# Species Suggestions for SA tank



## gimlid (Apr 23, 2010)

Hi Forum,
I have had my 180 gallon SA tank up and running for over 6 months now. Had some ups and downs and I really wish I had time for a tank journal like I had planned to do. 
My stock list includes
1 adult female Chocolate Cichlid (6", one eyed and very gentle)
5 Tapajo Red Top (3-5" gentle with other species)
3 Keyhole Cichlid (3" gentle and peaceful)
10 various plecos (range in size from 2" clown pleco to 7" common pleco)
6 cories (various types)

Ph is 6.8 and temp is 78 gh and kh are low

Filtration is high, includes xp 4 and fx5

Lighting is light with 2 coralife 6500 48"

heavily laden with Manzanita logs

substrate is light brown pool sand , 1/2" deep

lightly palnted with Java ferns (lost a bunch of Java recently to a nitrate spike and black hair algae infestation  situation repaired with no loss of fish)

Ok enough of the background info,
My question to the forum is....
I am looking for some top water feeders to add some life to the upper half of the tank, from 10' away the tank looks like a ghost town since the fish are all so well blended with their environment.
Any suggestions for some fish local to SA (or perhaps CA) that spend the majority of their time in the upper half of the tank.
Prefer something peaceful or mildly aggressive, perhaps a schooloing fish, I was thinking about angels also?
Look forward to any suggestions.


----------



## adanac50 (Apr 26, 2010)

Nice setup....Flag cichlids or Festivums would be a nice addition!


----------



## Holyarmor (Apr 29, 2010)

You can try Flagtails, silver dollars or severums. They all actively travel ongoingly across the tank in all sections.


----------



## gimlid (Apr 23, 2010)

Festivum Cichlid, I have always wanted those.

Anyone know max size on a silver dollar?


----------



## beN (Apr 21, 2010)

those are some awesome frickn peices of wood!!!!

maybe a vampire tetra   they would hang in the middle. he's not as mean as you think 

or a black aro???


----------



## 2wheelsx2 (Apr 21, 2010)

gimlid said:


> Festivum Cichlid, I have always wanted those.
> 
> Anyone know max size on a silver dollar?


Festivums would be nice. I had 4 silver dollars and the biggest was 6" excluding fins. They can get pretty big and are very fast swimmers. I got rid of them because I found it spooked my Chocolates, but maybe it was my setup. Maybe some Congo Tetras?


----------



## pistolpete (May 2, 2010)

I think that you pretty much have enough cichlids in there, even if they are all peaceful they still like their space. Any large tetra species will fit the description of what you are looking for. Blackskirt, or bleeding heart tetras would be large enough to not get lost in there. A school of hatchets would be nice too, but they stick so close to the surface that they would not fill your "void".

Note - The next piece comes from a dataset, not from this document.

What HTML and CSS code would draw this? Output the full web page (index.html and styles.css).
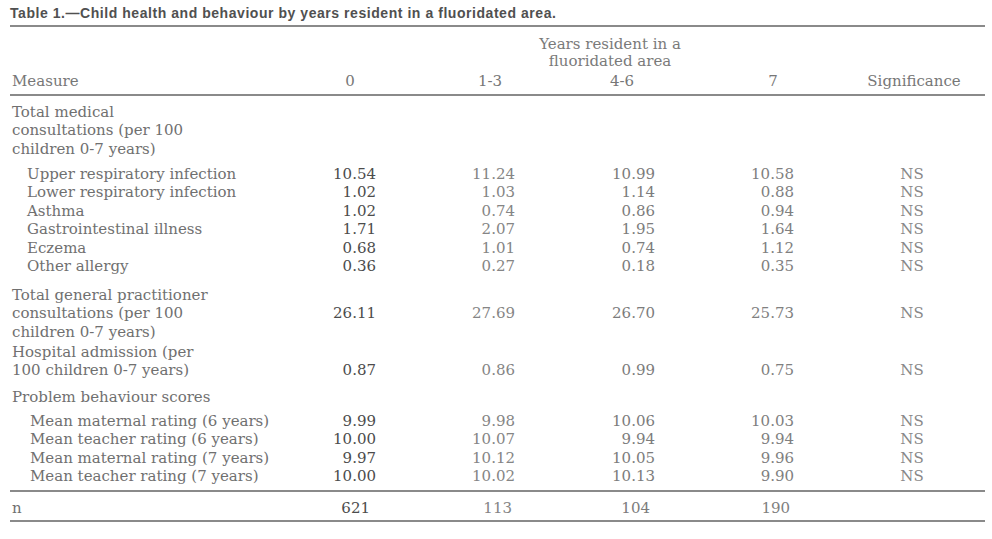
FILE: index.html
```html
<!DOCTYPE html>
<html lang="en">
<head>
<meta charset="utf-8">
<title>Table 1</title>
<link rel="stylesheet" href="styles.css">
</head>
<body>
<div class="page">
  <h1 class="caption">Table 1.—Child health and behaviour by years resident in a fluoridated area.</h1>
  <table class="data">
    <colgroup>
      <col class="w-label"><col class="w-c0"><col class="w-c1"><col class="w-c2"><col class="w-c3"><col class="w-sig">
    </colgroup>
    <thead>
      <tr class="span-row">
        <th></th><th></th>
        <th colspan="3" class="spanner">Years resident in a<br>fluoridated area</th>
        <th></th>
      </tr>
      <tr class="head-row">
        <th class="label">Measure</th>
        <th class="h0">0</th>
        <th class="h1">1-3</th>
        <th class="h2">4-6</th>
        <th class="h3">7</th>
        <th class="hs">Significance</th>
      </tr>
    </thead>
    <tbody>
      <tr class="g-first">
        <td class="label">Total medical<br>consultations (per 100<br>children 0-7 years)</td>
        <td></td><td></td><td></td><td></td><td></td>
      </tr>
      <tr class="g-sub-first">
        <td class="label sub">Upper respiratory infection</td>
        <td class="n0">10.54</td><td class="n1">11.24</td><td class="n2">10.99</td><td class="n3">10.58</td><td class="ns">NS</td>
      </tr>
      <tr>
        <td class="label sub">Lower respiratory infection</td>
        <td class="n0">1.02</td><td class="n1">1.03</td><td class="n2">1.14</td><td class="n3">0.88</td><td class="ns">NS</td>
      </tr>
      <tr>
        <td class="label sub">Asthma</td>
        <td class="n0">1.02</td><td class="n1">0.74</td><td class="n2">0.86</td><td class="n3">0.94</td><td class="ns">NS</td>
      </tr>
      <tr>
        <td class="label sub">Gastrointestinal illness</td>
        <td class="n0">1.71</td><td class="n1">2.07</td><td class="n2">1.95</td><td class="n3">1.64</td><td class="ns">NS</td>
      </tr>
      <tr>
        <td class="label sub">Eczema</td>
        <td class="n0">0.68</td><td class="n1">1.01</td><td class="n2">0.74</td><td class="n3">1.12</td><td class="ns">NS</td>
      </tr>
      <tr>
        <td class="label sub">Other allergy</td>
        <td class="n0">0.36</td><td class="n1">0.27</td><td class="n2">0.18</td><td class="n3">0.35</td><td class="ns">NS</td>
      </tr>
      <tr class="g-gp">
        <td class="label">Total general practitioner<br>consultations (per 100<br>children 0-7 years)</td>
        <td class="n0">26.11</td><td class="n1">27.69</td><td class="n2">26.70</td><td class="n3">25.73</td><td class="ns">NS</td>
      </tr>
      <tr class="g-hosp">
        <td class="label">Hospital admission (per<br>100 children 0-7 years)</td>
        <td class="n0">0.87</td><td class="n1">0.86</td><td class="n2">0.99</td><td class="n3">0.75</td><td class="ns">NS</td>
      </tr>
      <tr class="g-prob">
        <td class="label">Problem behaviour scores</td>
        <td></td><td></td><td></td><td></td><td></td>
      </tr>
      <tr class="g-sub-first2">
        <td class="label sub2">Mean maternal rating (6 years)</td>
        <td class="n0">9.99</td><td class="n1">9.98</td><td class="n2">10.06</td><td class="n3">10.03</td><td class="ns">NS</td>
      </tr>
      <tr>
        <td class="label sub2">Mean teacher rating (6 years)</td>
        <td class="n0">10.00</td><td class="n1">10.07</td><td class="n2">9.94</td><td class="n3">9.94</td><td class="ns">NS</td>
      </tr>
      <tr>
        <td class="label sub2">Mean maternal rating (7 years)</td>
        <td class="n0">9.97</td><td class="n1">10.12</td><td class="n2">10.05</td><td class="n3">9.96</td><td class="ns">NS</td>
      </tr>
      <tr class="g-last">
        <td class="label sub2">Mean teacher rating (7 years)</td>
        <td class="n0">10.00</td><td class="n1">10.02</td><td class="n2">10.13</td><td class="n3">9.90</td><td class="ns">NS</td>
      </tr>
    </tbody>
    <tfoot>
      <tr class="count-row">
        <td class="label">n</td>
        <td class="n0">621</td><td class="n1">113</td><td class="n2">104</td><td class="n3">190</td><td></td>
      </tr>
    </tfoot>
  </table>
</div>
</body>
</html>
```
FILE: styles.css
```css
html, body {
  margin: 0;
  padding: 0;
  background: #ffffff;
}

.page {
  padding: 5px 7px 0 10px;
  width: 975px;
}

.caption {
  margin: 0;
  font-family: "Liberation Sans", Arial, sans-serif;
  font-weight: bold;
  font-size: 14px;
  letter-spacing: 0.55px;
  line-height: 16px;
  color: #505050;
  padding-bottom: 4px;
  border-bottom: 2px solid #8a8a8a;
}

.data {
  width: 975px;
  table-layout: fixed;
  border-collapse: collapse;
  font-family: "DejaVu Serif", "Liberation Serif", serif;
  font-size: 15px;
  line-height: 18.5px;
  color: #707070;
}

.w-label { width: 290px; }
.w-c0 { width: 120px; }
.w-c1 { width: 140px; }
.w-c2 { width: 140px; }
.w-c3 { width: 150px; }
.w-sig { width: 135px; }

.data th, .data td {
  padding: 0;
  font-weight: normal;
  vertical-align: middle;
}

/* header */
.span-row th {
  line-height: 17px;
  padding-top: 9px;
}
.spanner {
  text-align: center;
  padding-right: 50px !important;
  color: #7a7a7a;
}
.head-row th {
  padding-top: 2px;
  padding-bottom: 3px;
  text-align: center;
  color: #777;
}
.head-row .label { text-align: left; }
.h0 { padding-right: 20px !important; }
.h2 { padding-right: 16px !important; }
.h3 { padding-right: 4px !important; }
.hs { padding-right: 7px !important; }

thead tr:last-child th {
  border-bottom: 2px solid #8a8a8a;
}

/* labels */
.label {
  text-align: left;
  padding-left: 2px !important;
}
.label.sub { padding-left: 17px !important; }
.label.sub2 { padding-left: 20px !important; }

/* numbers */
.n0, .n1, .n2, .n3 { text-align: right; }
.n0 { padding-right: 44px !important; color: #4c4c4c; }
.n1 { padding-right: 45px !important; color: #858585; }
.n2 { padding-right: 45px !important; color: #7c7c7c; }
.n3 { padding-right: 56px !important; color: #808080; }
.ns {
  text-align: center;
  padding-right: 11px !important;
  color: #888;
}

/* group spacing */
.g-first td { padding-top: 7px; }
.g-sub-first td { padding-top: 6.5px; }
.g-gp td { padding-top: 10px; }
.g-hosp td { padding-top: 1.5px; vertical-align: bottom; }
.g-prob td { padding-top: 8px; }
.g-sub-first2 td { padding-top: 5.5px; }
.g-last td {
  padding-bottom: 4px;
  border-bottom: 2px solid #8a8a8a;
}

.count-row td {
  padding-top: 7px;
  padding-bottom: 3px;
  border-bottom: 2px solid #8a8a8a;
}
.count-row .n0 { padding-right: 50px !important; }
.count-row .n1 { padding-right: 48px !important; }
.count-row .n2 { padding-right: 50px !important; }
.count-row .n3 { padding-right: 60px !important; }
```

I would also suggest painting your back glass black or very deep blue to hide all that hardware. Adding some floating water sprite would make surface swimmers feel more at home and may make your other fish come out more.


----------



## charles (Apr 21, 2010)

Flag cichlid will be a nice top/mid water. or a large school of bleeding heart will be a good addition with color.


----------



## gimlid (Apr 23, 2010)

pistolpete said:


> I think that you pretty much have enough cichlids in there, even if they are all peaceful they still like their space. Any large tetra species will fit the description of what you are looking for. Blackskirt, or bleeding heart tetras would be large enough to not get lost in there. A school of hatchets would be nice too, but they stick so close to the surface that they would not fill your "void".
> 
> I would also suggest painting your back glass black or very deep blue to hide all that hardware. Adding some floating water sprite would make surface swimmers feel more at home and may make your other fish come out more.


I have 8' of blue/black backing I need to hang back there, for sure.
Tetras are a good idea too.


----------



## gimlid (Apr 23, 2010)

beN said:


> those are some awesome frickn peices of wood!!!!
> 
> maybe a vampire tetra   they would hang in the middle. he's not as mean as you think
> 
> or a black aro???


Haha a Vamp would scare my wife and kids and maybe me too


----------



## angryinsect (Apr 21, 2010)

pinktail chalceus would fit nicely and stay in the top third of the tank


----------



## christhefish (Nov 8, 2010)

angryinsect said:


> pinktail chalceus would fit nicely and stay in the top third of the tank


i was going to suggest them too 
nice fish i had some before very fast


----------